Les origines du portage salarial et son inscription dans le Code du travail

Le concept de portage salarial est apparu en France dans les années 1980, dans le cadre des réflexions sur la flexibilité du travail et la lutte contre le chômage. Il a été formalisé pour la première fois en 1998, par l’accord national interprofessionnel (ANI) sur la modernisation du marché du travail.
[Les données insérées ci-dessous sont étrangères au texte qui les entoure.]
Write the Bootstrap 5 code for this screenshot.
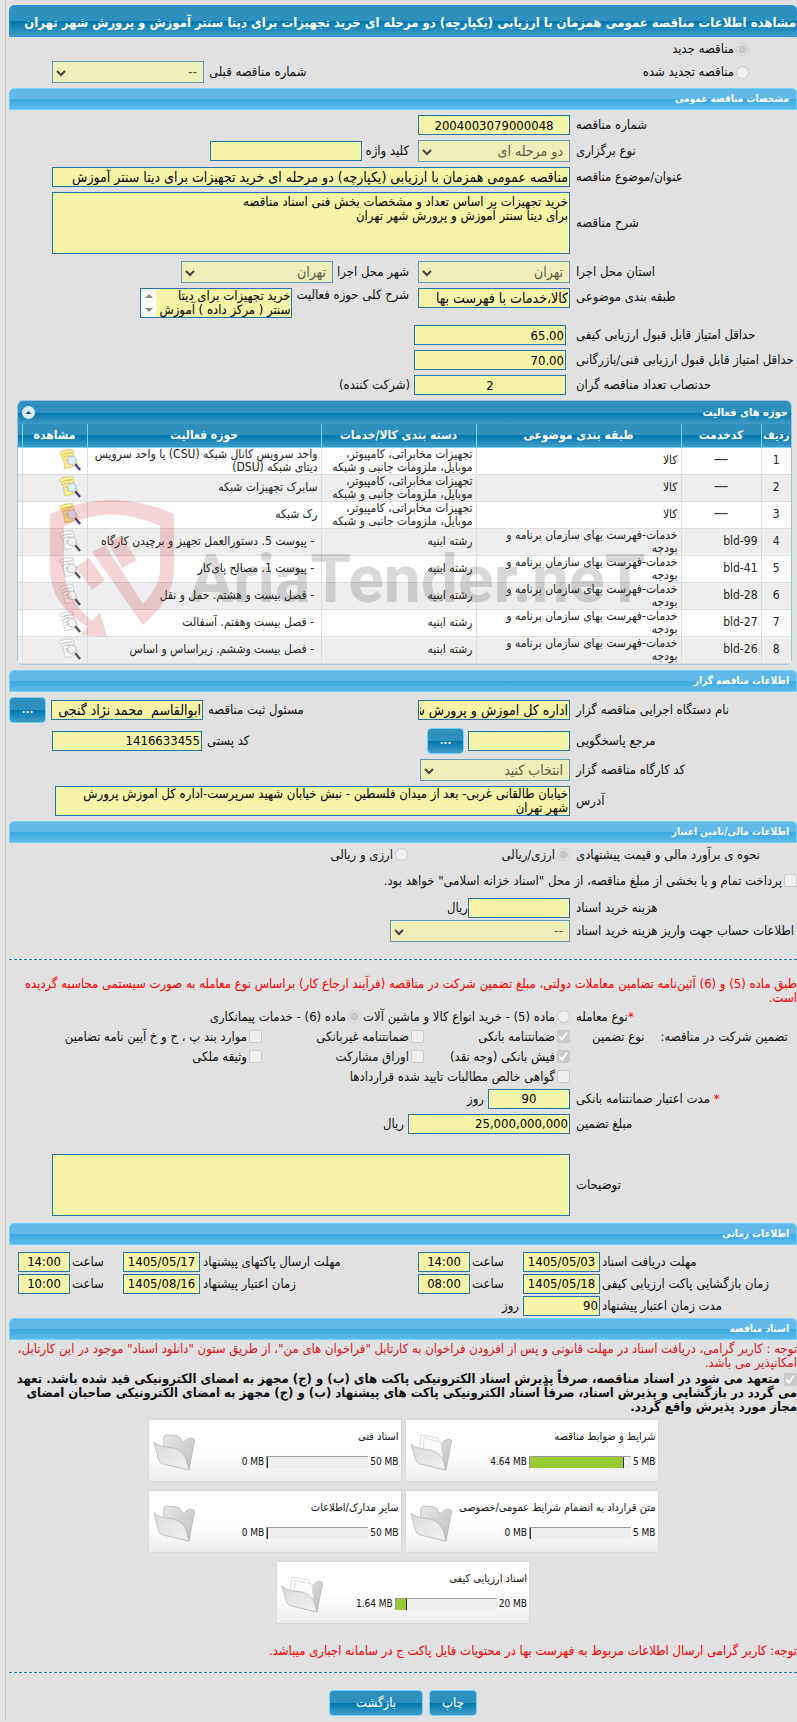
<!DOCTYPE html>
<html lang="fa" dir="rtl">
<head>
<meta charset="utf-8">
<meta name="viewport" content="width=device-width, initial-scale=1">
<title>مشاهده اطلاعات مناقصه عمومی</title>
<link href="https://cdn.jsdelivr.net/npm/bootstrap@5.3.0/dist/css/bootstrap.min.css" rel="stylesheet">
<style>
body{background:#e1e1e1;color:#111;font:13px/14px "DejaVu Sans Condensed","DejaVu Sans",sans-serif;overflow-x:hidden}
.sheet{margin-left:5px;padding:5px 0;padding-left:3px;border-left:1px solid #c6c6c6}
.g2{margin-top:2px}.g5{margin-top:5px}.g7{margin-top:7px}.g14{margin-top:14px}.g17{margin-top:17px}.g20{margin-top:20px}
h1,h2{margin-bottom:0;font-weight:700;color:#fff;border-radius:5px 5px 0 0;white-space:nowrap}
h1{font-size:13px;line-height:30px;border:1px solid #2f8fdc;padding-top:2px;height:32px;background:linear-gradient(#2f8fbd 50%,#0077af 50%,#409cc7)}
h2{font-size:10px;line-height:20px;height:22px;padding:0 7px;border:1px solid #70d3fb;background:linear-gradient(#62b9e9 50%,#3aa8e0 50%,#5ebbea)}
.line{display:flex;align-items:center;white-space:nowrap}
.h24{min-height:24px}.h20{min-height:20px}
.cap{flex:0 0 221px;text-align:left;margin-left:6px}
.far{margin-right:auto;display:flex;align-items:center;gap:5px}
.sub{margin:0 9px 0 4px}
.box,.pick{display:block;border:1px solid #2277a8;background:#f6f4a6;color:#000;border-radius:0;font-size:13px;line-height:18px;height:20px;padding:0 1px;width:152px;flex:none}
.fa,.pick{font-size:14px}
textarea.box{font-size:13px;line-height:14px;padding:2px 1px 0;resize:none;overflow:hidden}
.pick{height:22px;line-height:20px;padding:0 6px 0 16px;opacity:1;color:#5b5a4b;border-color:#6199b9;appearance:none;background:#efedb8 url("data:image/svg+xml,%3Csvg xmlns='http://www.w3.org/2000/svg' viewBox='0 0 10 7'%3E%3Cpath d='M1 1l4 4 4-4' fill='none' stroke='%23444' stroke-width='2'/%3E%3C/svg%3E") no-repeat 3px 8px/10px 7px}
.grow{flex:1 1 0;width:auto;margin-left:43px}
.edge{margin-left:43px}
.mid{text-align:center}
.w150{width:150px}.w102{width:102px}.w180{width:180px}.w82{width:82px}.w162{width:162px}.w77{width:77px}.w52{width:52px}
.tall{height:62px}
textarea.two{height:30px;padding-top:0;margin-left:46px}
.scroller{width:152px;height:30px;border:1px solid #2277a8;display:flex;flex:none}
.scroller textarea.box{border:0;width:135px;height:28px;padding-top:0}
.scroller svg{background:#fafafa}
input[type=radio],input[type=checkbox]{appearance:none;width:13px;height:13px;margin:0;border:1px solid #c9c9c9;background:#efefef;border-radius:2px;flex:none;opacity:1}
input[type=radio]{border-radius:50%}
input[type=radio]:checked{background:radial-gradient(#cacaca 0 4px,#efefef 5px)}
input[type=checkbox]:checked{background:#cacaca url("data:image/svg+xml,%3Csvg xmlns='http://www.w3.org/2000/svg' viewBox='0 0 13 13'%3E%3Cpath d='M2 6.500l3 3 5-7' fill='none' stroke='%23fff' stroke-width='2'/%3E%3C/svg%3E") center/13px}
.opt{display:flex;align-items:center;gap:2px}
.c1{flex:0 0 146px}.c2{flex:0 0 162px}
.go{border:1px solid #70d3fb;border-radius:4px;color:#fff;background:linear-gradient(#2f8fbd 50%,#0077af 50%,#409cc7);height:26px;font-size:13px;line-height:22px;padding:0}
.dots{width:37px;font-weight:700;font-size:11px}
.dash{border-top:1px dashed #2277a8}
.alarm{color:#f00}
.crimson{color:#d8171b}
.tl{flex:0 0 195px;text-align:left;margin-left:2px}
.hr{flex:0 0 53px;text-align:left;padding-left:2px}
.tm{flex:0 0 218px;text-align:left;padding-left:3px}
.panel{margin:5px 5px 0 8px;border:1px solid #9cc4de;border-radius:6px;background:#fff;position:relative}
.panel-top{height:23px;padding:0 3px 0 4px;border-radius:5px 5px 0 0;color:#fff;font-weight:700;font-size:11px;background:linear-gradient(#2f8fbd 50%,#0077af 50%,#409cc7);display:flex;align-items:center;justify-content:space-between}
.list{width:100%;table-layout:fixed;border-collapse:collapse;color:#222;font-size:12px;line-height:13px}
.list th{height:23px;padding:0;text-align:center;color:#fff;font-size:12px;border-left:1px solid #70d3fb;border-bottom:1px solid #70d3fb;background:linear-gradient(#2f8fbd 50%,#0077af 50%,#409cc7)}
.list th.slim{font-size:11px}
.list td{height:27px;padding:0 3px;border-left:1px solid #ddd;border-bottom:1px solid #ddd;white-space:nowrap}
.list tr:nth-child(even) td{background:#eee}
.list td.thin,.list th.thin{border-left:0;padding:0}
.list td svg{display:block;margin-right:2px}
.stamp{position:absolute;left:32px;top:99px;opacity:.18;direction:ltr;pointer-events:none}
.stamp text{font:700 66px Roboto,"Liberation Sans",sans-serif}
.files{display:flex;flex-wrap:wrap;justify-content:center;gap:8px 3px;width:520px;max-width:100%;margin:5px auto 0;font-size:11px;line-height:12px}
.file{width:254px;height:63px;border:1px solid #d9d9d9;background:linear-gradient(#fff 55%,#ececec);display:flex;justify-content:space-between;padding:11px 2px 0 4px}
.file svg{margin-top:3px}
.meter{display:flex;align-items:center;gap:2px;margin-top:13px;direction:ltr;justify-content:flex-end;font-size:10px}
.track{width:102px;height:12px;background:#eee;border:1px solid #999;border-width:1px 0 0 1px}
.fill{height:11px;background:#9c3;border-right:1px solid #333}
.acts{margin-top:17px;gap:6px}
.wa{width:48px}.wb{width:94px}
</style>
</head>
<body>
<svg width="0" height="0" class="position-absolute">
<defs>
<linearGradient id="ga" x2="1" y2="1"><stop stop-color="#e8e8e8"/><stop offset="1" stop-color="#bdbdbd"/></linearGradient>
<linearGradient id="gb" x2="1" y2="1"><stop stop-color="#d9d9d9"/><stop offset="1" stop-color="#f3f3f3"/></linearGradient>
</defs>
<symbol id="view" viewBox="0 0 24 24"><path d="M1 4Q6 0 15 1Q15 8 20 15Q14 21 6 20Q7 12 1 4Z" fill="#faf195" stroke="#d3bc66" stroke-width=".8"/><path d="M4 6q5-2 10-2M5 9q4-2 7-2M7 12q2-1 3-1M8 15l2-1" stroke="#c3a85a" stroke-width=".8" fill="none"/><circle cx="14" cy="12" r="4.500" fill="#dceeff" stroke="#a9b9d2"/><path d="M17.500 16l5 6" stroke="#493a90" stroke-width="2.500"/></symbol>
<symbol id="viewoff" viewBox="0 0 24 24"><path d="M1 4Q6 0 15 1Q15 8 20 15Q14 21 6 20Q7 12 1 4Z" fill="#f8f8f8" stroke="#c4c4c4" stroke-width=".8"/><path d="M4 6q5-2 10-2M5 9q4-2 7-2M7 12q2-1 3-1M8 15l2-1" stroke="#aaa" stroke-width=".8" fill="none"/><circle cx="14" cy="12" r="4.500" fill="#f2f2f2" stroke="#bbb"/><path d="M17.500 16l5 6" stroke="#555" stroke-width="2.500"/></symbol>
<symbol id="folder" viewBox="0 0 42 37"><path d="M11 3q1-3 4-2l9 1q4 1 5 6 2 1 4-2 4-3 8-1 2 1 0 4L36 36 10 29Z" fill="url(#ga)" stroke="#b4b4b4" stroke-width=".8"/><path d="M1 8q4 4 11 5l9 1q9 3 12 11l3 11-26-6q-4-1-5-6Z" fill="url(#gb)" stroke="#b8b8b8" stroke-width=".8"/></symbol>
<symbol id="papers" viewBox="0 0 42 37"><path d="M29 10q3 1 5-3 4-3 7-1 2 1 0 4L36 36 10 29Z" fill="url(#ga)" stroke="#b4b4b4" stroke-width=".8"/><path d="M11 1l17 3 1 24-20-6Z" fill="#fff" stroke="#ddd"/><path d="M14 4l17 4 2 21-20-8Z" fill="#fafafa" stroke="#ddd"/><path d="M1 10q4 4 11 5l9 1q9 3 12 10l3 10-26-6q-4-1-5-6Z" fill="url(#gb)" stroke="#b8b8b8" stroke-width=".8"/></symbol>
</svg>

<main class="sheet">
<h1>مشاهده اطلاعات مناقصه عمومی همزمان با ارزیابی (یکپارچه) دو مرحله ای خرید تجهیزات برای دیتا سنتر آموزش و پرورش شهر تهران</h1>
<form>
<div class="line h24"><span class="opt me-5"><input type="radio" name="kind" id="k1" checked disabled><label for="k1">مناقصه جدید</label></span></div>
<div class="line"><span class="opt me-5"><input type="radio" name="kind" id="k2" disabled><label for="k2">مناقصه تجدید شده</label></span>
<div class="far"><label for="prev">شماره مناقصه قبلی</label><select class="pick edge" id="prev" disabled><option>--</option></select></div></div>

<h2 class="g5">مشخصات مناقصه عمومی</h2>
<div class="line g5"><label class="cap" for="num">شماره مناقصه</label><input class="box mid" id="num" value="2004003079000048" readonly></div>
<div class="line g5"><label class="cap" for="type">نوع برگزاری</label><select class="pick" id="type" disabled><option>دو مرحله ای</option></select><label class="sub" for="key">کلید واژه</label><input class="box" id="key" readonly></div>
<div class="line g5"><label class="cap" for="subj">عنوان/موضوع مناقصه</label><input class="box fa grow" id="subj" value="مناقصه عمومی همزمان با ارزیابی (یکپارچه) دو مرحله ای خرید تجهیزات برای دیتا سنتر آموزش" readonly></div>
<div class="line g5"><label class="cap" for="desc">شرح مناقصه</label><textarea class="box grow tall" id="desc" readonly>خرید تجهیزات بر اساس تعداد و مشخصات بخش فنی اسناد مناقصه
برای دیتا سنتر آموزش و پرورش شهر تهران</textarea></div>
<div class="line g7"><label class="cap" for="prov">استان محل اجرا</label><select class="pick" id="prov" disabled><option>تهران</option></select><label class="sub" for="city">شهر محل اجرا</label><select class="pick" id="city" disabled><option>تهران</option></select></div>
<div class="line g5 align-items-start"><label class="cap g2" for="cat">طبقه بندی موضوعی</label><input class="box fa" id="cat" value="کالا،خدمات با فهرست بها" readonly><label class="sub g2" for="field">شرح کلی حوزه فعالیت</label>
<div class="scroller"><textarea class="box" id="field" readonly>خرید تجهیزات برای دیتا
سنتر ( مرکز داده ) آموزش</textarea><svg width="15" height="28"><path d="M4 9l4-4 4 4zM4 19l4 4 4-4z" fill="#888"/></svg></div></div>
<div class="line g7"><label class="cap" for="q1">حداقل امتیاز قابل قبول ارزیابی کیفی</label><input class="box me-1" id="q1" value="65.00" readonly></div>
<div class="line g5"><label class="cap" for="q2">حداقل امتیاز قابل قبول ارزیابی فنی/بازرگانی</label><input class="box me-1" id="q2" value="70.00" readonly></div>
<div class="line g5"><label class="cap" for="q3">حدنصاب تعداد مناقصه گران</label><input class="box mid me-1" id="q3" value="2" readonly><span class="me-1">(شرکت کننده)</span></div>

<section class="panel">
<div class="panel-top"><span>حوزه های فعالیت</span><svg width="13" height="13" viewBox="0 0 13 13"><circle cx="6.500" cy="6.500" r="6.500" fill="#dceaf6"/><path d="M3.500 8l3-3 3 3z" fill="#0f5f8f"/></svg></div>
<table class="list">
<colgroup><col style="width:30px"><col style="width:80px"><col style="width:205px"><col style="width:155px"><col><col style="width:65px"><col style="width:4px"></colgroup>
<thead><tr><th class="slim">ردیف</th><th>کدخدمت</th><th>طبقه بندی موضوعی</th><th>دسته بندی کالا/خدمات</th><th>حوزه فعالیت</th><th>مشاهده</th><th class="thin"></th></tr></thead>
<tbody>
<tr><td class="text-center">1</td><td class="text-center">──</td><td>کالا</td><td>تجهیزات مخابراتی، کامپیوتر،<br>موبایل، ملزومات جانبی و شبکه</td><td>واحد سرویس کانال شبکه (CSU) یا واحد سرویس<br>دیتای شبکه (DSU)</td><td><svg width="24" height="23"><use href="#view"/></svg></td><td class="thin"></td></tr>
<tr><td class="text-center">2</td><td class="text-center">──</td><td>کالا</td><td>تجهیزات مخابراتی، کامپیوتر،<br>موبایل، ملزومات جانبی و شبکه</td><td>سابرک تجهیزات شبکه</td><td><svg width="24" height="23"><use href="#view"/></svg></td><td class="thin"></td></tr>
<tr><td class="text-center">3</td><td class="text-center">──</td><td>کالا</td><td>تجهیزات مخابراتی، کامپیوتر،<br>موبایل، ملزومات جانبی و شبکه</td><td>رک شبکه</td><td><svg width="24" height="23"><use href="#view"/></svg></td><td class="thin"></td></tr>
<tr><td class="text-center">4</td><td dir="ltr" class="text-end">bld-99</td><td>خدمات-فهرست بهای سازمان برنامه و<br>بودجه</td><td>رشته ابنیه</td><td>&nbsp;- پیوست 5. دستورالعمل تجهیز و برچیدن کارگاه</td><td><svg width="24" height="23"><use href="#viewoff"/></svg></td><td class="thin"></td></tr>
<tr><td class="text-center">5</td><td dir="ltr" class="text-end">bld-41</td><td>خدمات-فهرست بهای سازمان برنامه و<br>بودجه</td><td>رشته ابنیه</td><td>&nbsp;- پیوست 1. مصالح پای‌کار</td><td><svg width="24" height="23"><use href="#viewoff"/></svg></td><td class="thin"></td></tr>
<tr><td class="text-center">6</td><td dir="ltr" class="text-end">bld-28</td><td>خدمات-فهرست بهای سازمان برنامه و<br>بودجه</td><td>رشته ابنیه</td><td>&nbsp;- فصل بیست و هشتم. حمل و نقل</td><td><svg width="24" height="23"><use href="#viewoff"/></svg></td><td class="thin"></td></tr>
<tr><td class="text-center">7</td><td dir="ltr" class="text-end">bld-27</td><td>خدمات-فهرست بهای سازمان برنامه و<br>بودجه</td><td>رشته ابنیه</td><td>&nbsp;- فصل بیست وهفتم. آسفالت</td><td><svg width="24" height="23"><use href="#viewoff"/></svg></td><td class="thin"></td></tr>
<tr><td class="text-center">8</td><td dir="ltr" class="text-end">bld-26</td><td>خدمات-فهرست بهای سازمان برنامه و<br>بودجه</td><td>رشته ابنیه</td><td>&nbsp;- فصل بیست وششم. زیراساس و اساس</td><td><svg width="24" height="23"><use href="#viewoff"/></svg></td><td class="thin"></td></tr>
</tbody>
</table>
<svg class="stamp" width="620" height="140" viewBox="0 0 620 140">
<g fill="#c9151f"><path d="M0 14Q62-14 124 14V70Q124 98 93 125L42 52 55 45 93 104Q110 86 110 70V26Q62 3 14 26V70Q16 100 42 121L50 112 57 137 30 135 38 127Q0 104 0 70Z"/><path d="M58 42L71 36 87 60 72 68ZM26 67L39 58 55 80 42 90Z"/></g>
<text x="139" y="102" fill="#333">AriaTender.neT</text>
</svg>
</section>

<h2 class="g5">اطلاعات مناقصه گزار</h2>
<div class="line g5"><label class="cap" for="org">نام دستگاه اجرایی مناقصه گزار</label><input class="box fa" id="org" value="اداره کل اموزش و پرورش شهر تهران" readonly>
<div class="far"><label for="resp">مسئول ثبت مناقصه</label><input class="box fa" id="resp" value="ابوالقاسم  محمد نژاد گنجی" readonly><button type="button" class="go dots">...</button></div></div>
<div class="line g5"><label class="cap" for="ref">مرجع پاسخگویی</label><input class="box w102" id="ref" readonly><button type="button" class="go dots me-1">...</button>
<div class="far"><label for="zip">کد پستی</label><input class="box w150 edge" id="zip" value="1416633455" readonly></div></div>
<div class="line g5"><label class="cap" for="shop">کد کارگاه مناقصه گزار</label><select class="pick w150" id="shop" disabled><option>انتخاب کنید</option></select></div>
<div class="line g5"><label class="cap" for="addr">آدرس</label><textarea class="box grow two" id="addr" readonly>خیابان طالقانی غربی- بعد از میدان فلسطین - نبش خیابان شهید سرپرست-اداره کل آموزش پرورش
شهر تهران</textarea></div>

<h2 class="g5">اطلاعات مالی/تامین اعتبار</h2>
<div class="line h24"><span class="cap">نحوه ی برآورد مالی و قیمت پیشنهادی</span><span class="opt c2"><input type="radio" name="cur" id="r1" checked disabled><label for="r1">ارزی/ریالی</label></span><span class="opt"><input type="radio" name="cur" id="r2" disabled><label for="r2">ارزی و ریالی</label></span></div>
<div class="line g2 h24"><span class="opt"><input type="checkbox" id="tre" disabled><label for="tre">پرداخت تمام و یا بخشی از مبلغ مناقصه، از محل "اسناد خزانه اسلامی" خواهد بود.</label></span></div>
<div class="line g5"><label class="cap" for="fee">هزینه خرید اسناد</label><input class="box w102" id="fee" readonly><span>ریال</span></div>
<div class="line g2"><label class="cap" for="acc">اطلاعات حساب جهت واریز هزینه خرید اسناد</label><select class="pick w180" id="acc" disabled><option>--</option></select></div>
<div class="dash g17"></div>
<p class="alarm mb-0 g17">طبق ماده (5) و (6) آئین‌نامه تضامین معاملات دولتی، مبلغ تضمین شرکت در مناقصه (فرآیند ارجاع کار) براساس نوع معامله به صورت سیستمی محاسبه گردیده است.</p>
<div class="line g2 h20"><span class="cap"><span class="alarm">*</span>نوع معامله</span><span class="opt"><input type="radio" name="deal" id="d5" disabled><label for="d5">ماده (5) - خرید انواع کالا و ماشین آلات</label><input type="radio" name="deal" id="d6" checked disabled><label for="d6">ماده (6) - خدمات پیمانکاری</label></span></div>
<div class="line h20"><span class="cap d-flex justify-content-end gap-3"><span>تضمین شرکت در مناقصه:</span><span class="ms-3">نوع تضمین</span></span><span class="opt c1"><input type="checkbox" id="t1" checked disabled><label for="t1">ضمانتنامه بانکی</label></span><span class="opt c2"><input type="checkbox" id="t2" disabled><label for="t2">ضمانتنامه غیربانکی</label></span><span class="opt"><input type="checkbox" id="t3" disabled><label for="t3">موارد بند پ ، ح و خ آیین نامه تضامین</label></span></div>
<div class="line h20"><span class="cap"></span><span class="opt c1"><input type="checkbox" id="t4" checked disabled><label for="t4">فیش بانکی (وجه نقد)</label></span><span class="opt c2"><input type="checkbox" id="t5" disabled><label for="t5">اوراق مشارکت</label></span><span class="opt"><input type="checkbox" id="t6" disabled><label for="t6">وثیقه ملکی</label></span></div>
<div class="line h20"><span class="cap"></span><span class="opt"><input type="checkbox" id="t7" disabled><label for="t7">گواهی خالص مطالبات تایید شده قراردادها</label></span></div>
<div class="line g2"><label class="cap" for="dur"><span class="alarm">*</span> مدت اعتبار ضمانتنامه بانکی</label><input class="box mid w82" id="dur" value="90" readonly><span class="me-1">روز</span></div>
<div class="line g5"><label class="cap" for="amt">مبلغ تضمین</label><input class="box w162" id="amt" value="25,000,000,000" readonly><span class="me-1">ریال</span></div>
<div class="line g20"><label class="cap" for="note">توضیحات</label><textarea class="box grow tall" id="note" readonly></textarea></div>

<h2 class="g7">اطلاعات زمانی</h2>
<div class="line g7"><label class="tl" for="a1">مهلت دریافت اسناد</label><input class="box mid w77" id="a1" value="1405/05/03" readonly><label class="hr" for="a2">ساعت</label><input class="box mid w52" id="a2" value="14:00" readonly><label class="tm" for="a3">مهلت ارسال پاکتهای پیشنهاد</label><input class="box mid w77" id="a3" value="1405/05/17" readonly><label class="hr" for="a4">ساعت</label><input class="box mid w52" id="a4" value="14:00" readonly></div>
<div class="line g2"><label class="tl" for="b1">زمان بازگشایی پاکت ارزیابی کیفی</label><input class="box mid w77" id="b1" value="1405/05/18" readonly><label class="hr" for="b2">ساعت</label><input class="box mid w52" id="b2" value="08:00" readonly><label class="tm" for="b3">زمان اعتبار پیشنهاد</label><input class="box mid w77" id="b3" value="1405/08/16" readonly><label class="hr" for="b4">ساعت</label><input class="box mid w52" id="b4" value="10:00" readonly></div>
<div class="line g2"><label class="tl" for="c9">مدت زمان اعتبار پیشنهاد</label><input class="box w77" id="c9" value="90" readonly><span class="me-1">روز</span></div>

<h2 class="g2">اسناد مناقصه</h2>
<p class="mb-0 g2 crimson">توجه : کاربر گرامی، دریافت اسناد در مهلت قانونی و پس از افزودن فراخوان به کارتابل "فراخوان های من"، از طریق ستون "دانلود اسناد" موجود در این کارتابل، امکانپذیر می باشد.</p>
<div class="g2 fw-bold"><input type="checkbox" id="ok" checked disabled class="align-middle"> <label for="ok" class="d-inline">متعهد می شود در اسناد مناقصه، صرفاً پذیرش اسناد الکترونیکی پاکت های (ب) و (ج) مجهز به امضای الکترونیکی قید شده باشد. تعهد می گردد در بازگشایی و پذیرش اسناد، صرفاً اسناد الکترونیکی پاکت های پیشنهاد (ب) و (ج) مجهز به امضای الکترونیکی صاحبان امضای مجاز مورد پذیرش واقع گردد.</label></div>

<div class="files">
<div class="file"><div><div>شرایط و ضوابط مناقصه</div><div class="meter"><span>4.64 MB</span><div class="track"><div class="fill" style="width:93%"></div></div><span>5 MB</span></div></div><svg width="42" height="37"><use href="#papers"/></svg></div>
<div class="file"><div><div>اسناد فنی</div><div class="meter"><span>0 MB</span><div class="track"><div class="fill" style="width:1%"></div></div><span>50 MB</span></div></div><svg width="42" height="37"><use href="#folder"/></svg></div>
<div class="file"><div><div>متن قرارداد به انضمام شرایط عمومی/خصوصی</div><div class="meter"><span>0 MB</span><div class="track"><div class="fill" style="width:1%"></div></div><span>5 MB</span></div></div><svg width="42" height="37"><use href="#folder"/></svg></div>
<div class="file"><div><div>سایر مدارک/اطلاعات</div><div class="meter"><span>0 MB</span><div class="track"><div class="fill" style="width:1%"></div></div><span>50 MB</span></div></div><svg width="42" height="37"><use href="#folder"/></svg></div>
<div class="file"><div><div>اسناد ارزیابی کیفی</div><div class="meter"><span>1.64 MB</span><div class="track"><div class="fill" style="width:11%"></div></div><span>20 MB</span></div></div><svg width="42" height="37"><use href="#papers"/></svg></div>
</div>
<p class="alarm g20 mb-0">توجه: کاربر گرامی ارسال اطلاعات مربوط به فهرست بها در محتویات فایل پاکت ج در سامانه اجباری میباشد.</p>
<div class="dash g14"></div>
<div class="d-flex justify-content-center acts"><button type="button" class="go wa">چاپ</button><button type="button" class="go wb">بازگشت</button></div>
</form>
</main>
<script src="https://cdn.jsdelivr.net/npm/bootstrap@5.3.0/dist/js/bootstrap.bundle.min.js"></script>
</body>
</html>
Depuis lors, plusieurs textes législatifs ont précisé son fonctionnement et ses modalités d’application.

Il faut notamment mentionner la loi n°2008-596 du 25 juin 2008 « portant modernisation du marché du travail », qui a introduit le portage salarial dans le Code du travail, au sein de l’article L1251-64. Celui-ci définit le portage salarial comme « un ensemble de relations contractuelles organisées entre une entreprise de portage, une personne portée et des entreprises clientes ».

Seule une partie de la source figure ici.